The following tools are employed by Euphoria in addition:

  • etcd may be used to coordinate multiple backends.
  • HAProxy as a reverse proxy for multiple backends.
  • The Sentry error reporting platform is used by the frontend.

Setup

  1. Install the prerequisites.

  2. Create a separate user account for privilege separation. This step may be omitted; in that case, further steps may have to be modified accordingly. We call the user heim, and locate its home directory in /var/lib/heim (henceforth $HOME). From a privileged shell, run

    adduser --system --group --shell /bin/sh --home /var/lib/heim heim
    

    For the following steps, from a shell of the heim user implies that the current directory is $HOME.

  3. Install the sql-migrate tool. From a shell of the heim user, run

    go get -v github.com/rubenv/sql-migrate/...
    

    This puts the executable into the $HOME/go/bin directory. For the following steps, ensure that it is in heim's $PATH.

  4. Check out the repository. From a shell of the heim user, run

    git clone https://github.com/euphoria-io/heim
    

    (to check the repository out into $HOME/heim). In the repository, run

    git submodule update --init
    

    (to fetch the dependency repository).

  5. Create the database and its (DB) user. We call the database (imaginatively) heim, and its user heim as well (remark that the database user is generally separate from the OS user; however, PostgreSQL requires their names to match as a security feature); we use heimlich as a password for the user (you might wish to use another). From a shell of the database service account, perhaps postgres, run

    createuser -P heim
    createdb -O heim heim
    
  6. Migrate the database. From a shell of the heim user, enter the following data into a text file at dbconfig.yml:

    development:
      dialect: postgres
      datasource: dbname=heim user=heim password=heimlich sslmode=disable
      dir: heim/backend/psql/migrations
    

    (you might wish to set restrictive file permissions because it includes the database password), and run

    sql-migrate up
    
  7. Wire up the directory structure. From a shell of the heim user, run

    mkdir -p go/src/euphoria.io
    ln -s $HOME/heim go/src/euphoria.io
    ln -s $HOME/heim/_deps/node_modules heim/client
    

    For the following steps, ensure that $GOPATH includes $HOME/go and $HOME/heim/_deps/godeps (in that order), and that $PATH includes $HOME/heim/client/node_modules/.bin.
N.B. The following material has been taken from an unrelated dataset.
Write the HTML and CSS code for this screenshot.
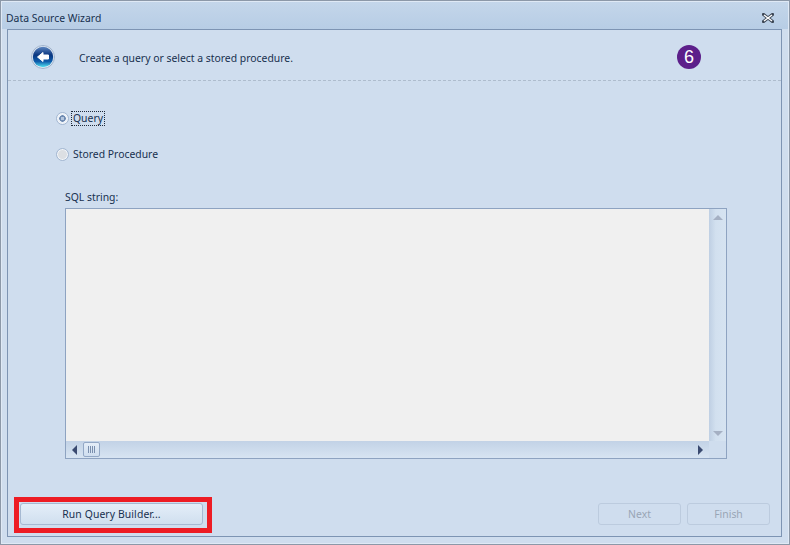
FILE: index.html
```html
<!DOCTYPE html>
<html lang="en">
<head>
<meta charset="utf-8">
<title>Data Source Wizard</title>
<link rel="stylesheet" href="styles.css">
</head>
<body>
<div class="window">
  <div class="titlebar">
    <span class="title">Data Source Wizard</span>
    <svg class="close" width="12" height="10" viewBox="0 0 12 10"><path d="M1.5 1.5 10.5 8.500M10.500 1.500 1.500 8.500" fill="none" stroke="#3c4654" stroke-width="3.2" stroke-linecap="square"/><path d="M2 2 10 8M10 2 2 8" fill="none" stroke="#fff" stroke-width="1.500"/></svg>
  </div>
  <div class="panel">
    <div class="header">
      <svg class="back" width="24" height="24" viewBox="0 0 24 24">
        <defs>
          <linearGradient id="ball" x1="0" y1="0" x2="0" y2="1">
            <stop offset="0" stop-color="#5d86c0"/>
            <stop offset=".4" stop-color="#0a3680"/>
            <stop offset=".72" stop-color="#0e5cab"/>
            <stop offset="1" stop-color="#55e4f2"/>
          </linearGradient>
        </defs>
        <circle cx="12" cy="12" r="11.500" fill="#e2eaf4" stroke="#9fb2cc" stroke-width="1"/>
        <circle cx="12" cy="12" r="10.200" fill="url(#ball)"/>
        <path d="M6.500 12 12 7.500V10H17.500V14H12V16.500Z" fill="#fff" stroke="#fff" stroke-width="1" stroke-linejoin="round"/>
      </svg>
      <span class="heading">Create a query or select a stored procedure.</span>
      <span class="badge">6</span>
    </div>
    <div class="content">
      <label class="radio-row first">
        <span class="radio checked"></span>
        <span class="radio-text focused">Query</span>
      </label>
      <label class="radio-row second">
        <span class="radio"></span>
        <span class="radio-text">Stored Procedure</span>
      </label>
      <div class="sql-label">SQL string:</div>
      <div class="editor">
        <div class="editor-top">
          <div class="textarea"></div>
          <div class="vscroll">
            <span class="tri-up"></span>
            <span class="tri-down"></span>
          </div>
        </div>
        <div class="hscroll-row">
          <div class="hscroll">
            <span class="tri-left"></span>
            <span class="thumb"><i></i><i></i><i></i><i></i></span>
            <span class="tri-right"></span>
          </div>
          <div class="corner"></div>
        </div>
      </div>
    </div>
    <div class="footer">
      <div class="highlight">
        <button class="btn btn-run" type="button">Run Query Builder...</button>
      </div>
      <div class="actions">
        <button class="btn btn-nav" type="button" disabled>Next</button>
        <button class="btn btn-nav" type="button" disabled>Finish</button>
      </div>
    </div>
  </div>
</div>
</body>
</html>
```
FILE: styles.css
```css
* { box-sizing: border-box; }
html, body { margin: 0; padding: 0; }
body {
  width: 790px;
  height: 545px;
  overflow: hidden;
  font-family: "Noto Sans", "Liberation Sans", sans-serif;
  font-size: 10.4px;
  color: #17304f;
}
.window {
  width: 790px;
  height: 545px;
  display: flex;
  flex-direction: column;
  border: 1px solid #8c98a8;
  box-shadow: inset 0 0 0 1px #dfe9f5;
  background: #cfddee;
  padding: 1px 7px 7px 6px;
}
.titlebar {
  height: 27px;
  margin: 0 -6px 0 -5px;
  padding: 5px 14px 0 4px;
  display: flex;
  align-items: center;
  justify-content: space-between;
  background: linear-gradient(#c4d6ea, #b7cde5);
}
.panel {
  flex: 1;
  display: flex;
  flex-direction: column;
  border: 1px solid #7d94b3;
  background: #cfddee;
}
.header {
  height: 51px;
  flex: none;
  display: flex;
  align-items: center;
  padding: 3px 80px 0 23px;
  border-bottom: 1px dashed #aebccd;
}
.back { flex: none; }
.heading { margin: 2px 0 0 24px; flex: 1; }
.badge {
  width: 24px;
  height: 24px;
  flex: none;
  border-radius: 50%;
  background: #5c1f8a;
  color: #fff;
  font-family: "Liberation Sans", sans-serif;
  font-size: 18px;
  line-height: 24px;
  text-align: center;
}
.content {
  flex: 1;
  display: flex;
  flex-direction: column;
  padding-left: 48px;
}
.radio-row {
  display: flex;
  align-items: center;
  height: 14px;
  gap: 3px;
}
.radio-row.first { margin-top: 30px; }
.radio-row.second { margin-top: 22px; }
.radio {
  width: 13px;
  height: 13px;
  flex: none;
  border-radius: 50%;
  border: 1px solid #a3b7d2;
  background: #dcdfe3;
  box-shadow: inset 0 0 0 1px #f2f5f9;
}
.radio.checked {
  background: radial-gradient(circle, #b4c6de 0 1.500px, #6f8bb2 2px 3px, #eaf0f8 3.500px);
}
.radio-text { padding: 0 1px; line-height: 13px; }
.radio-text.focused { outline: 1px dotted #1e2a3a; outline-offset: 0; }
.sql-label {
  margin: 29px 0 0 9px;
  height: 15px;
  line-height: 15px;
}
.editor {
  margin: 3px 0 0 9px;
  width: 662px;
  height: 251px;
  border: 1px solid #8ea3c1;
  display: flex;
  flex-direction: column;
}
.editor-top { flex: 1; display: flex; min-height: 0; }
.textarea { flex: 1; background: #f0f0f0; }
.vscroll {
  width: 17px;
  flex: none;
  display: flex;
  flex-direction: column;
  justify-content: space-between;
  align-items: center;
  padding: 6px 0 5px;
  background: linear-gradient(90deg, #bfcfe3, #d2e0ef 40%, #d6e3f1);
}
.tri-up { border: 5px solid transparent; border-top: 0; border-bottom: 5px solid #a5b0c3; }
.tri-down { border: 5px solid transparent; border-bottom: 0; border-top: 5px solid #a5b0c3; }
.hscroll-row { height: 17px; flex: none; display: flex; }
.hscroll {
  flex: 1;
  display: flex;
  align-items: center;
  padding: 0 6px 0 6px;
  background: linear-gradient(#c2d2e6, #d7e4f2);
}
.corner { width: 17px; flex: none; background: #cfddee; }
.tri-left { border: 5px solid transparent; border-left: 0; border-right: 5px solid #3a4a70; }
.tri-right { margin-left: auto; border: 5px solid transparent; border-right: 0; border-left: 5px solid #3a4a70; }
.thumb {
  margin-left: 6px;
  width: 17px;
  height: 15px;
  border: 1px solid #93a8c6;
  border-radius: 2px;
  background: linear-gradient(#e4edf8, #cfdeef);
  display: flex;
  justify-content: center;
  align-items: center;
  gap: 1px;
}
.thumb i { width: 1px; height: 7px; background: #7a8fae; }
.footer {
  flex: none;
  display: flex;
  justify-content: space-between;
  align-items: flex-start;
  padding: 0 11px 3px 6px;
}
.highlight {
  border: 5px solid #ed1c24;
  padding: 1px 4px 3px 1px;
}
.btn {
  display: block;
  height: 22px;
  padding: 0;
  font: inherit;
  color: #17304f;
  border: 1px solid #a6b9d2;
  border-radius: 3px;
  background: linear-gradient(#e4eef9, #d0dfef);
}
.btn-run { width: 183px; letter-spacing: .1px; }
.actions { display: flex; gap: 6px; margin-top: 6px; }
.btn-nav {
  width: 83px;
  color: #99a5b5;
  background: #cfddee;
  border-color: #bccbde;
}
```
  8. Build the backend. From a shell of the heim user, run

    go install -ldflags \
      "-X main.version=$(git --git-dir heim/.git rev-parse HEAD)" \
      euphoria.io/heim/heimctl
    

    (where the nested git command obtains the hash of the current commit; you can also substitute it manually, or use some arbitrary value, although the latter is not tested).

    Note: Depending on the Go version (or other factors), the build might fail, complaining about missing standard packages (in my case, golang.org/x/sys/unix); obtaining those using go get explicitly might work around the issue.
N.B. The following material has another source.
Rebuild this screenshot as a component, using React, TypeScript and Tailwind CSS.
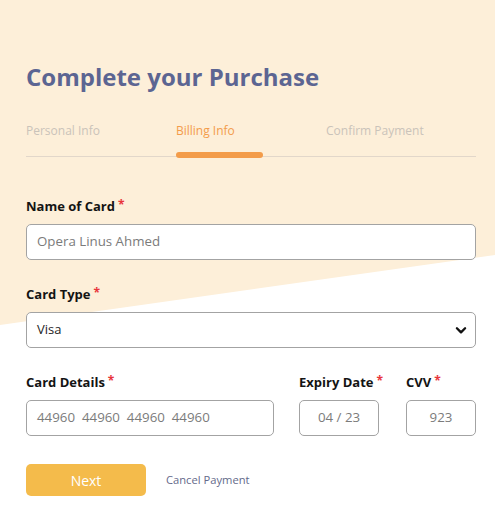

  9. Build the frontend. From a shell of the heim user, run

    cd heim/client
    NODE_ENV=... HEIM_ORIGIN=... EMBED_ORIGIN=...
    export NODE_ENV HEIM_ORIGIN EMBED_ORIGIN
    gulp build
    

    substituting appropriate values for the variables, where:

    • NODE_ENV is one of development or production,
    • HEIM_ORIGIN is the origin the Heim instance will serve (e.g. https://euphoria.io),
    • HEIM_PREFIX (optional) is the path prefix for the frontend (e.g. /dev/chromakode, or the empty string),
    • EMBED_ORIGIN is the origin where embeds will be served from (e.g. https://embed.space),
    • SENTRY_ENDPOINT (optional) is where the error reporter will send to (consult your Sentry instance for more information, or enter an empty string to disable error reporting).

    Note: This step can be particularly resource-intensive, regardless of Docker. The vanilla frontend's build process depends on old Node.js functionality and might not work on newer systems; the Dockerfiles use Ubuntu 14.04 Trusty Tahr.
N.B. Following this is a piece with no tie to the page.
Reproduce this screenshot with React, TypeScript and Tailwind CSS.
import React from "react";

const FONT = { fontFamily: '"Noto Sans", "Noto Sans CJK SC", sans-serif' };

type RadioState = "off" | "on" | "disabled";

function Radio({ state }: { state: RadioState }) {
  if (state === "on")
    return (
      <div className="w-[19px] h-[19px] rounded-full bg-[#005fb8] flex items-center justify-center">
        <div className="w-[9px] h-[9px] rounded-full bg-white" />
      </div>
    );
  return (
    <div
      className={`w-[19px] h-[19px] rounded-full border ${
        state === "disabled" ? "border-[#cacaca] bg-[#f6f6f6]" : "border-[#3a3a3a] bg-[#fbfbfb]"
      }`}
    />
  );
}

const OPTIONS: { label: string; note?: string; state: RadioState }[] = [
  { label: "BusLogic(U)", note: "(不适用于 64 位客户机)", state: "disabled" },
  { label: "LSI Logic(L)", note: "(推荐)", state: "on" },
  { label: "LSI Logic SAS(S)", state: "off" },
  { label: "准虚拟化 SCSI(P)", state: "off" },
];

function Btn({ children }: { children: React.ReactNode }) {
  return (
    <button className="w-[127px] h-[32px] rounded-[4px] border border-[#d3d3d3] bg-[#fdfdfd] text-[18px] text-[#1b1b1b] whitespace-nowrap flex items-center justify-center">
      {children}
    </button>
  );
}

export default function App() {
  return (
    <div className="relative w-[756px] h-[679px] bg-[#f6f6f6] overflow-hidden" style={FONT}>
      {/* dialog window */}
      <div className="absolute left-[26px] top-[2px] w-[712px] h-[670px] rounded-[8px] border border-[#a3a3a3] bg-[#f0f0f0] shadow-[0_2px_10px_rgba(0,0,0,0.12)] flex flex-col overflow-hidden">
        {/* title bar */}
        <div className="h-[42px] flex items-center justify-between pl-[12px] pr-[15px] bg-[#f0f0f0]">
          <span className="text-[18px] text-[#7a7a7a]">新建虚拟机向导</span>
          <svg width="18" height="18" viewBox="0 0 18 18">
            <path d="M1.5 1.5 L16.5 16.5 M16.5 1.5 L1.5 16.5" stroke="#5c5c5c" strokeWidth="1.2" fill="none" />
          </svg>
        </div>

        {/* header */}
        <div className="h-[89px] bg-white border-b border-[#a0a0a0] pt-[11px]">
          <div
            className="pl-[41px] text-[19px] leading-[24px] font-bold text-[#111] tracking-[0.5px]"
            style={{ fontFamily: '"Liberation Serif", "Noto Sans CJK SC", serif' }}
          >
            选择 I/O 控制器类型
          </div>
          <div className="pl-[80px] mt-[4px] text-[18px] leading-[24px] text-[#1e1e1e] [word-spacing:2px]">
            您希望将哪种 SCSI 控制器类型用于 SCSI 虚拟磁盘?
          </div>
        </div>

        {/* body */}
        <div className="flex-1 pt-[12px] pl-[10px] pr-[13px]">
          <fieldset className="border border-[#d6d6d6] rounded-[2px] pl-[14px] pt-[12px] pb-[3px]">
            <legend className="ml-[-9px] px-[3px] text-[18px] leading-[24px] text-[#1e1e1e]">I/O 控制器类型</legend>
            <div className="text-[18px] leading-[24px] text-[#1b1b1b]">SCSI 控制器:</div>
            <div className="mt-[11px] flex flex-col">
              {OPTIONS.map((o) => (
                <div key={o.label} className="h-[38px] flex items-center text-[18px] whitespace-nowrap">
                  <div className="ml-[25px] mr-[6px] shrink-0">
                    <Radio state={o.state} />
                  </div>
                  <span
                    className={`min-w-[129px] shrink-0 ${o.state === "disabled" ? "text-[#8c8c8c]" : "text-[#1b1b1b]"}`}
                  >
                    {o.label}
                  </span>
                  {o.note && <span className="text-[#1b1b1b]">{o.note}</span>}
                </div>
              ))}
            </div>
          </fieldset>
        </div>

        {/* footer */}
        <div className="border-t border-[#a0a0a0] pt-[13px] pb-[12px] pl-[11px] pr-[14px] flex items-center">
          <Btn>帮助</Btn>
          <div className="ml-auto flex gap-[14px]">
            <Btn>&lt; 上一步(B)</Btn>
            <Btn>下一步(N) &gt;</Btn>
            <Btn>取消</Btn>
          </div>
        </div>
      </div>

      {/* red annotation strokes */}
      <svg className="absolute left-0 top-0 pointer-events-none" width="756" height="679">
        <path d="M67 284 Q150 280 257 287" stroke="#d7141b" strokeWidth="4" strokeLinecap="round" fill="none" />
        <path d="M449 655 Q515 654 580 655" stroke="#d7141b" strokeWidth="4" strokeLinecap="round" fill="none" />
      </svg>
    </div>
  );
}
  10. Prepare the Heim configuration. Create a copy of the heim.yml file from the source repository by running from a shell of the heim user:

    cp heim/heim.yml heim.yml
    

    and edit it to have the following contents:

    cluster:
      etcd-host: mock
      server-id: test
    database:
      dsn: postgres://heim:heimlich@localhost/heim?sslmode=disable
    email:
      server: $stdout
    kms:
      aes256:
        key-file: /var/lib/heim/heim/backend/console/keys/masterkey
    
    set_insecure_cookies: false  # As necessary.
    allow_room_creation: false  # As necessary.
    

    (You might wish to set restrictive file permissions because it includes the database password.)

  11. Start the servers. From a shell of the heim user, run the Heim backend:

    heimctl -config heim.yml serve -static heim/client/build/heim \
      -email-templates heim/client/build/email -http $HEIM_PORT
    

    From another shell of the heim user, run the embed server:

    heimctl serve-embed -static heim/client/build/embed \
      -http $EMBED_PORT
    

    In both cases, substitute appropriate values for the *_PORT variables.